Freedom's Watch sells the connection between 9/11 and the war in Iraq

On August 22nd, Freedom's Watch was launched. Its message: “Victory is America’s Only Choice.”

As reported in the September 12th Washington Post article, 9/11 Linked to Iraq, in Politics if Not in Fact, Freedom’s Watch is airing four spots in 60 congressional districts in 20 states. “The commercials urge Congress to stick with the president's strategy in Iraq. The most poignant of them stars a soldier identified as John Kriesel, who was wounded on Dec. 2, 2006, and is shown walking with two artificial legs….’They attacked us,’ he says as the screen turns to an image of the second hijacked airplane heading toward the smoking World Trade Center on Sept. 11, 2001. ‘And they will again. They won't stop in Iraq.’” You can watch the commercial here.

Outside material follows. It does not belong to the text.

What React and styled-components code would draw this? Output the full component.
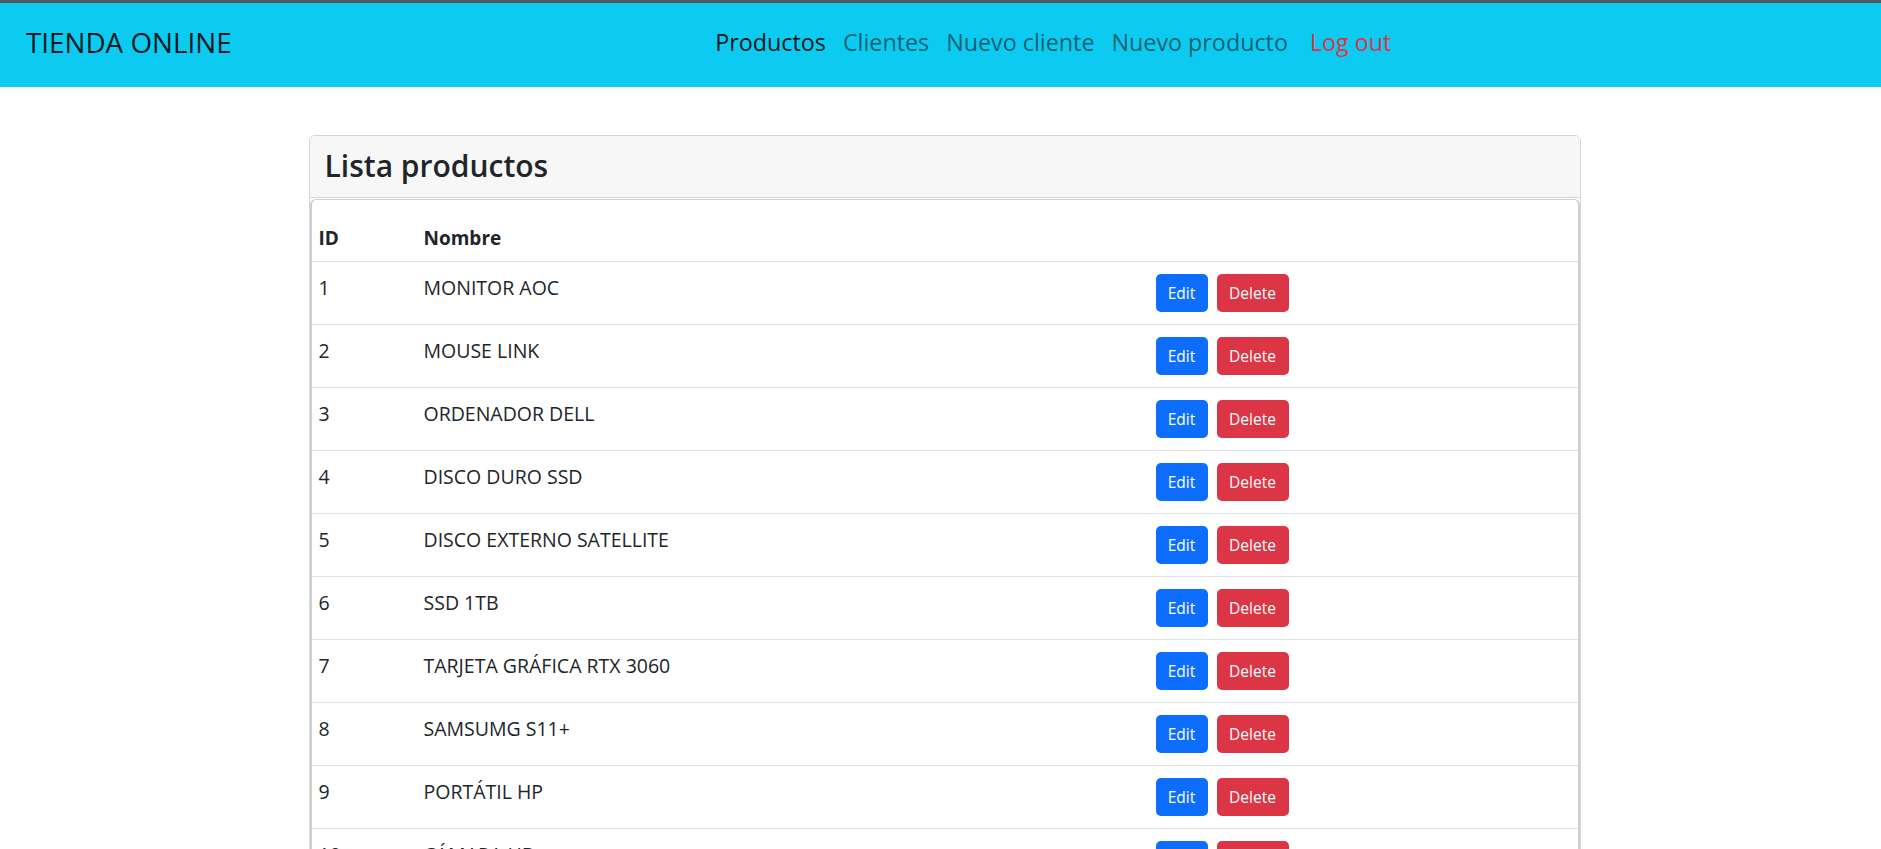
import styled, { createGlobalStyle } from "styled-components";

const GlobalStyle = createGlobalStyle`
    body {
        margin: 0;
        font-family: "Open Sans", "Noto Sans", sans-serif;
        font-size: 19px;
        color: #212529;
        background: #fff;
    }
`;

const Navbar = styled.nav`
    display: flex;
    align-items: center;
    height: 84px;
    border-top: 3px solid #4d5a63;
    background-color: #0dcaf0;
    padding: 0 26px;
`;

const Brand = styled.div`
    font-size: 27.8px;
    color: rgba(0, 0, 0, 0.9);
    flex: 0 0 auto;
    margin-top: -6px;
`;

const NavList = styled.ul`
    list-style: none;
    display: flex;
    justify-content: center;
    flex: 1;
    margin: -7px 0 0;
    padding: 0 0 0 20px;
`;

const NavLink = styled.li`
    padding: 0 8.5px;
    font-size: 23.3px;
    color: ${props => props.danger ? "#dc3545" : props.active ? "rgba(0,0,0,0.9)" : "rgba(0,0,0,0.55)"};
    margin-left: ${props => props.danger ? "5px" : "0"};
    cursor: pointer;
`;

const Container = styled.div`
    width: 1272px;
    margin: 48px auto 0;
    transform: translateX(4px);
`;

const Card = styled.div`
    border: 1px solid #d6d6d6;
    border-radius: 6px;
`;

const CardHeader = styled.div`
    background-color: #f7f7f7;
    border-bottom: 1px solid #d6d6d6;
    border-radius: 6px 6px 0 0;
    height: 62px;
    display: flex;
    align-items: center;
    padding: 0 15px 3px;
    box-sizing: border-box;
`;

const Title = styled.h3`
    margin: 0;
    font-size: 30px;
    font-weight: 600;
    color: #212529;
`;

const CardBody = styled.div`
    border: 1px solid #cfcfcf;
    border-width: 1px 2px 0 2px;
    border-radius: 6px 6px 0 0;
    margin-top: 1px;
`;

const Table = styled.table`
    width: 100%;
    border-collapse: collapse;
`;

const HeadCell = styled.th`
    text-align: left;
    font-weight: 700;
    font-size: 19px;
    padding: 24px 8px 9px 7px;
    line-height: 28px;
    width: ${props => props.width || "auto"};
    border-bottom: 1px solid #dee2e6;
`;

const Row = styled.tr`
    border-bottom: 1px solid #dee2e6;
`;

const Cell = styled.td`
    vertical-align: top;
    padding: 12px 8px 12px 7px;
    line-height: 28px;
    font-size: 19.5px;
    color: #212529;
`;

const Actions = styled.div`
    display: flex;
    gap: 9px;
`;

const Button = styled.button`
    height: 38px;
    padding: 0 12px;
    border: none;
    border-radius: 5px;
    font-family: inherit;
    font-size: 15.5px;
    color: #fff;
    background-color: ${props => props.danger ? "#dc3545" : "#0d6efd"};
    width: ${props => props.danger ? "72px" : "52px"};
    cursor: pointer;
`;

const productos = [
    { id: 1, nombre: "MONITOR AOC" },
    { id: 2, nombre: "MOUSE LINK" },
    { id: 3, nombre: "ORDENADOR DELL" },
    { id: 4, nombre: "DISCO DURO SSD" },
    { id: 5, nombre: "DISCO EXTERNO SATELLITE" },
    { id: 6, nombre: "SSD 1TB" },
    { id: 7, nombre: "TARJETA GRÁFICA RTX 3060" },
    { id: 8, nombre: "SAMSUMG S11+" },
    { id: 9, nombre: "PORTÁTIL HP" },
    { id: 10, nombre: "CÁMARA HD" },
];

const App = () => {
    return (
        <>
            <GlobalStyle />
            <Navbar>
                <Brand>TIENDA ONLINE</Brand>
                <NavList>
                    <NavLink active>Productos</NavLink>
                    <NavLink>Clientes</NavLink>
                    <NavLink>Nuevo cliente</NavLink>
                    <NavLink>Nuevo producto</NavLink>
                    <NavLink danger>Log out</NavLink>
                </NavList>
            </Navbar>
            <Container>
                <Card>
                    <CardHeader>
                        <Title>Lista productos</Title>
                    </CardHeader>
                    <CardBody>
                        <Table>
                            <thead>
                                <tr>
                                    <HeadCell width="90px">ID</HeadCell>
                                    <HeadCell width="717px">Nombre</HeadCell>
                                    <HeadCell></HeadCell>
                                </tr>
                            </thead>
                            <tbody>
                                {productos.map(p => (
                                    <Row key={p.id}>
                                        <Cell>{p.id}</Cell>
                                        <Cell>{p.nombre}</Cell>
                                        <Cell>
                                            <Actions>
                                                <Button>Edit</Button>
                                                <Button danger>Delete</Button>
                                            </Actions>
                                        </Cell>
                                    </Row>
                                ))}
                            </tbody>
                        </Table>
                    </CardBody>
                </Card>
            </Container>
        </>
    );
};

export default App;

Ari Fleischer, former Bush White house press secretary and one of the group’s founders, has stated that it doesn’t matter that the Iraqis didn’t attack us on 9/11 because some of the same sorts of people who did are now fighting U.S. forces in Iraq.

According to Juan Cole, who posted Who is the US Fighting in Iraq? on August 27, “Self-identified al-Qaeda are only 1,800 of the 24,000 in captivity, about 7 percent. (Of course, most of these fighters are not really al-Qaeda in the sense of pledging fealty to Usama Bin Laden or being part of his organization; they are using "al-Qaeda" to mean ’bogeyman’ i.e., 'be afraid of me'.)”

As early as September of 2005, we’ve known that only 4 to 10 percent of the insurgents are foreigners, as reported in the Christian Science Monitor, The "Myth" of Iraq's Foreign Fighters.


The right-wing think tank, the Cato Institute, published a report on January 31st of this year, The Myth of an al-Qaeda Takeover of Iraq: “Even the U.S. government concedes that there are fewer than 2,000 al Qaeda fighters in Iraq, and the Iraq Study Group put the figure at only 1,300.

“Indeed, foreign fighters make up a relatively small component of the Sunni insurgency against the U.S. and British occupation forces. It strains credulity to imagine 1,300 fighters (and foreigners at that) dominating a country of 26 million people….

At best, al Qaeda could hope for a tenuous presence in predominantly Sunni areas of the country while being incessantly stalked and harassed by government forces -- and probably hostile Iraqi Sunnis as well. That doesn't exactly sound like a reliable base of operations for attacks on America.” [bolding mine]

According to the Washington Post article, 9/11 Linked to Iraq, in Politics if Not in Fact, the Freedom's Watch ad featuring John Kriesel is “…part of a new $15 million media blitz launched by an advocacy group allied with the White House, [and] may be the most overt attempt during the current debate in Congress over the war to link the attacks with Iraq."

(photo from Media Matters)

4 comments:

Anonymous said...

Great post. I found your blog by hunting down information on Alexis Debat and Michael Ledeen.

I had a blog (no longer) in which I profiled Ledeen and named him one of the most dangerous people in the world.

Ever hear of the blog "Eschaton?"

https://www.atrios.blogspot.com


You'd fit in there really well.

Lots of Californians and female lawyers "of a certain age" post there.

Weedgardener said...

I checked out the Freedom's Watch ads. Is this the best they can come up with? They're mighty lame.

Gail Jonas said...

Shaw,
I too consider Ldeen one of the most dangerous people in the world. I've asked numerous well-informed people if they know who he is and have been surprised that many have never heard of him.

I used to check Eschaton daily, but ran into so many "threads" and didn't have the requisite skills to know what to do with them so I moved on to the blogs of Glenn Greenwald, Scott Horton, and Scott Clemons. Of course, they don't encourage participation as does Eschaton and the Daily Kos.

I'll check Eschaton again even though I suspect I'm a little older than those female lawyers "of a certain age."

Gail Jonas said...

Weedgardener,
The ads may be "tame," but using wounded soldiers to carry the message of the need for "victory" is emotionally impactful, especially to people who get most of their news from Fox.